Es fühlt sich an als ob wir in Vancouver einmal Anlauf geholt hätten und dann bis ganz an den Südzipfel dieser riesigen Halbinsel gefräst wären. 3000 km so ziemlich in einem Schnurz (abgesehen von kurzen Pausen in San Francisco, Tijuana und La Paz). Manchmal tragen einen die Füsse ganz zufällig an besondere Orte und so fühlt es sich an, als wären wir irgendwie über dieses kleine Juwel hier gestolpert.
La Fortuna. Ursprünglich wollten wir vielleicht einen Monat bleiben, nun sind wir seit über zwei Monaten hier. Das kleinen Dörfchen am Meer, wohin nur eine wenig befahrene, unbefestigte Strasse führt, hat es uns angetan. Unser Zuhause ist die Baja Station, ein noch in der Entstehung begriffener Ort der Unterkünfte à la AirBnB, geführte Ausflüge mit dem Boot und Equipmentvermietung anbietet. Wir helfen mit und bekommen so die Unterkunft gratis, sowie die Möglichkeit alles Wassersportequipment gratis zu nutzen. Was man im Wasser alles machen kann ist nämlich einer der Gründe, weshalb wir hier so gerne sind. Jeden Tag kann man auswählen: schwimmen, surfen, standuppaddeln, kayaken, schnorcheln, windsurfen, segeln, kiten oder speerfischen – oder eine Beliebige Kombination davon natürlich. Das Beste sind aber die Wale die hier in so grosser Zahl vorbei kommen. Es ist schon fast die Ausnahme ist wenn es an einem X beliebigen Zeitpunkt nicht irgendwo einen am Horizont zu sehen gibt, der mit einer grossen Fontäne ausatmet, seine Flossen aus dem Wasser streckt, oder in grossem Bogen aus dem Wasser springt und mit Getöse wieder ins Meer plumpst. Dazu kommen Rochen die einzeln oder teils in riesigen Schwärmen unterwegs sind, hübsche Kofferfische, verspielte Delfine, stachelige Pufferfische, imposante Seelöwen. Und, nicht zu vergessen, herzige Schildkröten die ihre Eier legen, deren Babies man manchmal am Strand findet und denen man helfen kann, es heil bis ins Wasser zu schaffen.

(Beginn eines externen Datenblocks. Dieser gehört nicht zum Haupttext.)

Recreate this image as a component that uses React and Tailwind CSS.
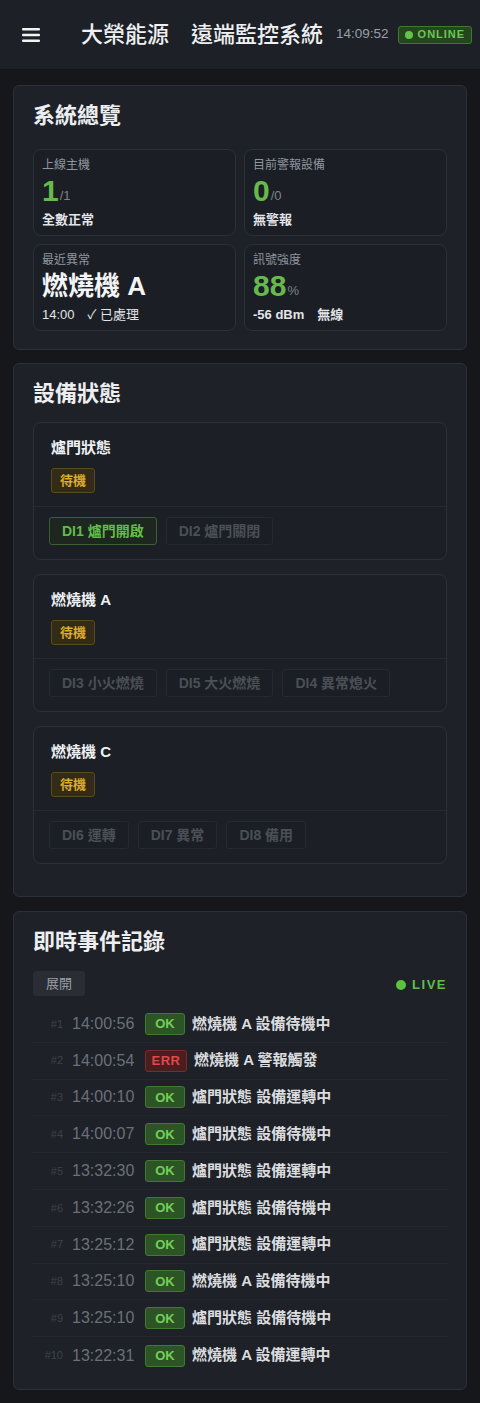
import React from 'react';

const FONT = { fontFamily: '"Liberation Sans", "Noto Sans CJK TC", sans-serif' };

const overview = [
    { label: '上線主機', big: '1', unit: '/1', green: true, sub: '全數正常' },
    { label: '目前警報設備', big: '0', unit: '/0', green: true, sub: '無警報' },
    { label: '最近異常', big: '燃燒機 A', unit: '', green: false, sub: '14:00　✓ 已處理' },
    { label: '訊號強度', big: '88', unit: '%', green: true, sub: '-56 dBm　無線' },
];

const devices = [
    { name: '爐門狀態', chips: [{ t: 'DI1 爐門開啟', on: true }, { t: 'DI2 爐門關閉' }] },
    { name: '燃燒機 A', chips: [{ t: 'DI3 小火燃燒' }, { t: 'DI5 大火燃燒' }, { t: 'DI4 異常熄火' }] },
    { name: '燃燒機 C', chips: [{ t: 'DI6 運轉' }, { t: 'DI7 異常' }, { t: 'DI8 備用' }] },
];

const events = [
    ['14:00:56', 'OK', '燃燒機 A 設備待機中'],
    ['14:00:54', 'ERR', '燃燒機 A 警報觸發'],
    ['14:00:10', 'OK', '爐門狀態 設備運轉中'],
    ['14:00:07', 'OK', '爐門狀態 設備待機中'],
    ['13:32:30', 'OK', '爐門狀態 設備運轉中'],
    ['13:32:26', 'OK', '爐門狀態 設備待機中'],
    ['13:25:12', 'OK', '爐門狀態 設備運轉中'],
    ['13:25:10', 'OK', '燃燒機 A 設備待機中'],
    ['13:25:10', 'OK', '爐門狀態 設備待機中'],
    ['13:22:31', 'OK', '燃燒機 A 設備運轉中'],
];

function Card({ title, titleGap, className = '', children }) {
    return (
        <section className={`rounded-md border border-[#2c3038] bg-[#1e2128] px-[19px] pt-[19px] ${className}`}>
            <h2 className={`text-[22px] leading-[22px] font-bold text-[#eceef0] ${titleGap}`}>{title}</h2>
            {children}
        </section>
    );
}

export default function App() {
    return (
        <div className="min-h-[1403px] bg-[#15171b] text-white pb-[15px]" style={FONT}>
            {/* Header */}
            <header className="h-[70px] bg-[#1d2026] border-b border-[#121317] flex items-center">
                <svg className="ml-[22px] shrink-0" width="18" height="14" viewBox="0 0 18 14">
                    <rect x="0" y="0" width="18" height="2.4" rx="1" fill="#f1f2f4" />
                    <rect x="0" y="5.8" width="18" height="2.4" rx="1" fill="#f1f2f4" />
                    <rect x="0" y="11.6" width="18" height="2.4" rx="1" fill="#f1f2f4" />
                </svg>
                <h1 className="ml-[41px] text-[22px] font-medium text-[#eef0f2] whitespace-nowrap">大榮能源　遠端監控系統</h1>
                <span className="ml-[13px] text-[13.5px] text-[#9aa0a8] tabular-nums">14:09:52</span>
                <span className="ml-[9px] flex items-center gap-[5px] h-[18px] px-[6px] rounded-[3px] border border-[#3f7a30] bg-[#24461f] text-[#6fc456] text-[11px] font-bold tracking-[1px]">
                    <span className="w-[8px] h-[8px] rounded-full bg-[#64c24a]" />
                    ONLINE
                </span>
            </header>

            <main className="px-[13px] pt-[15px] flex flex-col">
                {/* 系統總覽 */}
                <Card title="系統總覽" titleGap="mb-[22px]" className="pb-[18px]">
                    <div className="grid grid-cols-2 gap-2">
                        {overview.map((c) => (
                            <div key={c.label} className="h-[87px] rounded-lg border border-[#2c3038] bg-[#1b1e24] px-2 pt-[7px]">
                                <div className="text-[12px] leading-[16px] text-[#9096a0]">{c.label}</div>
                                <div className="h-[34px] flex items-end">
                                    <span className={`font-bold leading-[32px] ${c.green ? 'text-[30px] text-[#66b94a]' : 'text-[26px] text-[#f3f4f6]'}`}>{c.big}</span>
                                    {c.unit && <span className="text-[13px] leading-[22px] text-[#7d838c] ml-[1px]">{c.unit}</span>}
                                </div>
                                <div className={`mt-[3px] text-[13px] leading-[20px] text-[#e3e5e8] ${c.green ? 'font-bold' : ''}`}>{c.sub}</div>
                            </div>
                        ))}
                    </div>
                </Card>

                {/* 設備狀態 */}
                <Card title="設備狀態" titleGap="mb-[17px]" className="mt-[13px] pb-[18px]">
                    {devices.map((d) => (
                        <div key={d.name} className="mb-[14px] rounded-lg border border-[#2c3038] bg-[#1c1f26]">
                            <div className="px-[17px] pt-[16px] pb-[13px] border-b border-[#262930]">
                                <div className="text-[15px] leading-[18px] font-bold text-[#eef0f2]">{d.name}</div>
                                <span className="mt-[11px] inline-flex items-center h-[25px] px-[8px] rounded-[3px] border border-[#5a4a1c] bg-[#332b15] text-[13px] font-bold text-[#dcaa2e]">待機</span>
                            </div>
                            <div className="px-[15px] pt-[10px] pb-[14px] flex gap-[9px]">
                                {d.chips.map((c) => (
                                    <span
                                        key={c.t}
                                        className={`inline-flex items-center h-[28px] px-3 rounded-[3px] border text-[14px] font-bold ${c.on ? 'border-[#3b5f30] bg-[#1e2620] text-[#5fbd48]' : 'border-[#262930] bg-[#1b1e24] text-[#4a4f57]'}`}
                                    >
                                        {c.t}
                                    </span>
                                ))}
                            </div>
                        </div>
                    ))}
                </Card>

                {/* 即時事件記錄 */}
                <Card title="即時事件記錄" titleGap="mb-[18px]" className="mt-[14px] pb-[15px]">
                    <div className="flex items-center justify-between">
                        <button className="h-[25px] px-[13px] rounded-[3px] bg-[#2a2d34] text-[13px] text-[#9aa0a8]">展開</button>
                        <span className="mt-[2px] flex items-center gap-[6px] text-[13px] font-bold tracking-[1.5px] text-[#5fbf45]">
                            <span className="w-[10px] h-[10px] rounded-full bg-[#5cc242]" />
                            LIVE
                        </span>
                    </div>
                    <div className="mt-[10px]">
                        {events.map(([time, st, text], i) => (
                            <div key={i} className={`h-[36.8px] flex items-center ${i < events.length - 1 ? 'border-b border-[#25282f]' : ''}`}>
                                <span className="w-[30px] text-right text-[11px] text-[#3d4149]">#{i + 1}</span>
                                <span className="ml-[9px] w-[64px] text-[16px] text-[#6b7078]">{time}</span>
                                <span
                                    className={`ml-[9px] inline-flex items-center justify-center h-[22px] rounded-[3px] border text-[13px] font-bold ${st === 'OK' ? 'w-[40px] border-[#3f7a33] bg-[#2c5424] text-[#72cf58]' : 'w-[42px] border-[#7c2b2b] bg-[#4a1d1f] text-[#e2474a] tracking-[0.5px]'}`}
                                >
                                    {st}
                                </span>
                                <span className="ml-[7px] text-[15px] font-bold text-[#dadcdf]">{text}</span>
                            </div>
                        ))}
                    </div>
                </Card>
            </main>
        </div>
    );
}
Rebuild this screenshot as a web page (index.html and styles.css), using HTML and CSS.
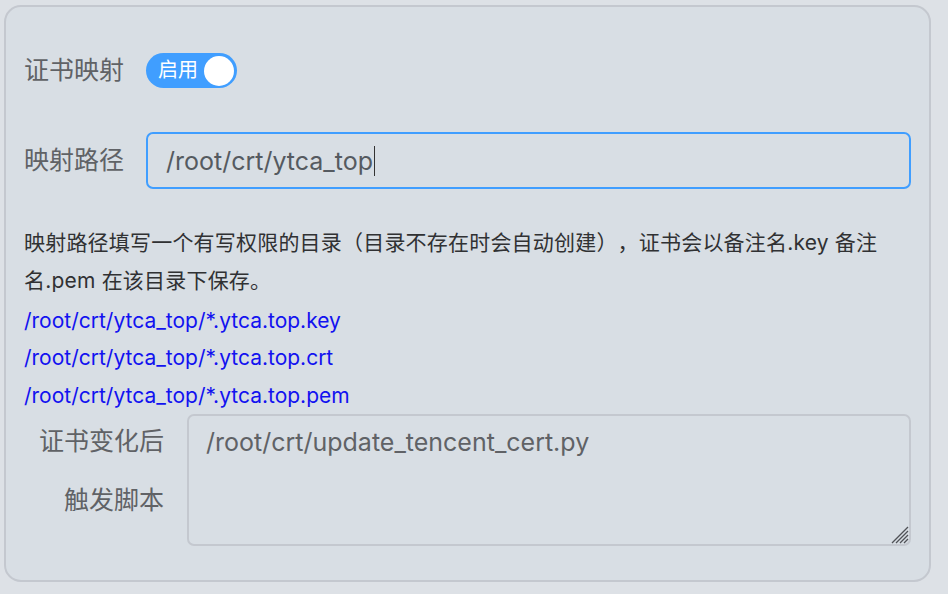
FILE: index.html
```html
<!DOCTYPE html>
<html lang="zh-CN">
<head>
<meta charset="utf-8">
<title>证书映射</title>
<link rel="stylesheet" href="styles.css">
</head>
<body>
<div class="panel">
  <div class="row row-switch">
    <span class="label">证书映射</span>
    <div class="switch">
      <span class="switch-text">启用</span>
      <span class="knob"></span>
    </div>
  </div>
  <div class="row row-input">
    <span class="label">映射路径</span>
    <div class="input"><span class="caret-text">/root/crt/ytca_top</span></div>
  </div>
  <div class="desc">
    <p class="note">映射路径填写一个有写权限的目录（目录不存在时会自动创建），证书会以备注名.key 备注<br>名.pem 在该目录下保存。</p>
    <div class="paths">
      <p class="path">/root/crt/ytca_top/*.ytca.top.key</p>
      <p class="path">/root/crt/ytca_top/*.ytca.top.crt</p>
      <p class="path">/root/crt/ytca_top/*.ytca.top.pem</p>
    </div>
  </div>
  <div class="row row-area">
    <span class="label label-wrap">证书变化后触发脚本</span>
    <div class="textarea">
      <span class="area-text">/root/crt/update_tencent_cert.py</span>
      <svg class="grip" width="18" height="18" viewBox="0 0 18 18">
        <path d="M1 17 L17 1 M5 17 L17 5 M9 17 L17 9 M13 17 L17 13" stroke="#505257" stroke-width="1.3" fill="none"/>
      </svg>
    </div>
  </div>
</div>
</body>
</html>
```
FILE: styles.css
```css
html, body {
  margin: 0;
  padding: 0;
}
body {
  width: 948px;
  height: 594px;
  background: #dde1e6;
  font-family: Inter, "Noto Sans CJK SC", sans-serif;
  overflow: hidden;
}
.panel {
  box-sizing: border-box;
  margin: 5px 0 0 4px;
  width: 927px;
  height: 577px;
  border: 2px solid #c4c8cf;
  border-radius: 17px;
  background: #d8dee4;
  padding: 46px 18px 0 18px;
}
.row {
  display: flex;
  align-items: center;
}
.label {
  font-size: 25px;
  color: #606266;
  width: 122px;
  line-height: 35px;
  white-space: nowrap;
}
.switch {
  position: relative;
  width: 91px;
  height: 35px;
  border-radius: 18px;
  background: #409eff;
  box-sizing: border-box;
}
.switch-text {
  position: absolute;
  left: 12px;
  top: 0;
  line-height: 35px;
  font-size: 20px;
  color: #fff;
}
.knob {
  position: absolute;
  right: 3px;
  top: 2.5px;
  width: 30px;
  height: 30px;
  border-radius: 50%;
  background: #fff;
}
.row-input {
  margin-top: 44px;
}
.input {
  box-sizing: border-box;
  width: 765px;
  height: 57px;
  border: 2px solid #409eff;
  border-radius: 7px;
  padding-left: 18px;
  display: flex;
  align-items: center;
  font-size: 25px;
  color: #555a60;
}
.caret-text {
  border-right: 1.5px solid #333;
  padding-right: 1px;
  line-height: 30px;
}
.desc {
  margin-top: 35px;
  font-size: 21px;
  line-height: 37.8px;
}
.desc p {
  margin: 0;
}
.note {
  color: #303133;
  text-spacing-trim: space-all;
  letter-spacing: 0.2px;
}
.paths {
  padding-top: 2px;
  margin-bottom: -2px;
}
.path {
  color: #1212f0;
}
.row-area {
  align-items: flex-start;
  margin-top: 1px;
}
.label-wrap {
  width: 140px;
  white-space: normal;
  text-align: right;
  line-height: 59px;
  margin-right: 23px;
  margin-top: -2px;
}
.textarea {
  position: relative;
  box-sizing: border-box;
  width: 724px;
  height: 132px;
  border: 2px solid #c4c8cf;
  border-radius: 7px;
  padding: 8px 17px;
  font-size: 25px;
  line-height: 37px;
  color: #606266;
}
.grip {
  position: absolute;
  right: 0;
  bottom: 0;
}
```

Ein zweiter Grund sind die anderen Freiwilligen hier in der Baja Station (so heisst das Hostel) und die kleine Gemeinschaft die wir hier gebildet haben. Anfangs waren wir zu fünft als Volunteers, inzwischen sind wir ganze 18. Plus Gio, der sonnengegärbte, lustige und irgendwie kurlige britischstämmige Besitzer. Plus seine beiden Hündinnen Mama und Papaya. Die Atmosphäre hier ist sehr entspannt. Pünktlichkeit wird klein geschrieben und Stress ist ein Fremdwort. Es gibt immer Zeit einen Kaffee zu trinken, ein Gespräch über Gott und die Welt zu führen, ein kaltes Bierchen zu öffnen, einen Shot Mezcal zu stürzen, sich spontan ein Surfbrett unter den Arm zu klemmen wenn die Wellen grad gut aussehen, mit den Hündinnen einen Spaziergang am Strand machen zu gehen, oder alles liegen und stehen lassen, ein SUP zu schnappen und aufs Meer raus zu paddeln wenn sich ein Wal nahe der Küste zeigt.








Spaziert man auf den Hügel rauf und blickt gegen Osten ist da der offene Pazifik; endlose, blaue Weite. Hin und wieder ein einsames Segel- oder Motorboot. Richtung Norden und Süden, entlang der Küste, erstrecken sich endlose Sandstrände, gesprenkelt mit vereinzelten Felsen. In Richtung Osten liegt das Hinterland der Baja; sandig, karg, trocken und doch bedeckt von Kakteen, stacheligen Büschen und Bäumen mit dicken, ledrigen Blättern. Ein Zuhause für erstaunlich viele Tiere. Darunter diverse Vögel, Echsen, Schlangen, Insekten, Esel, Ziegen und sogar Kühe. Was hier alles den harten Bedingungen der Wüste trotzt ist erstaunlich.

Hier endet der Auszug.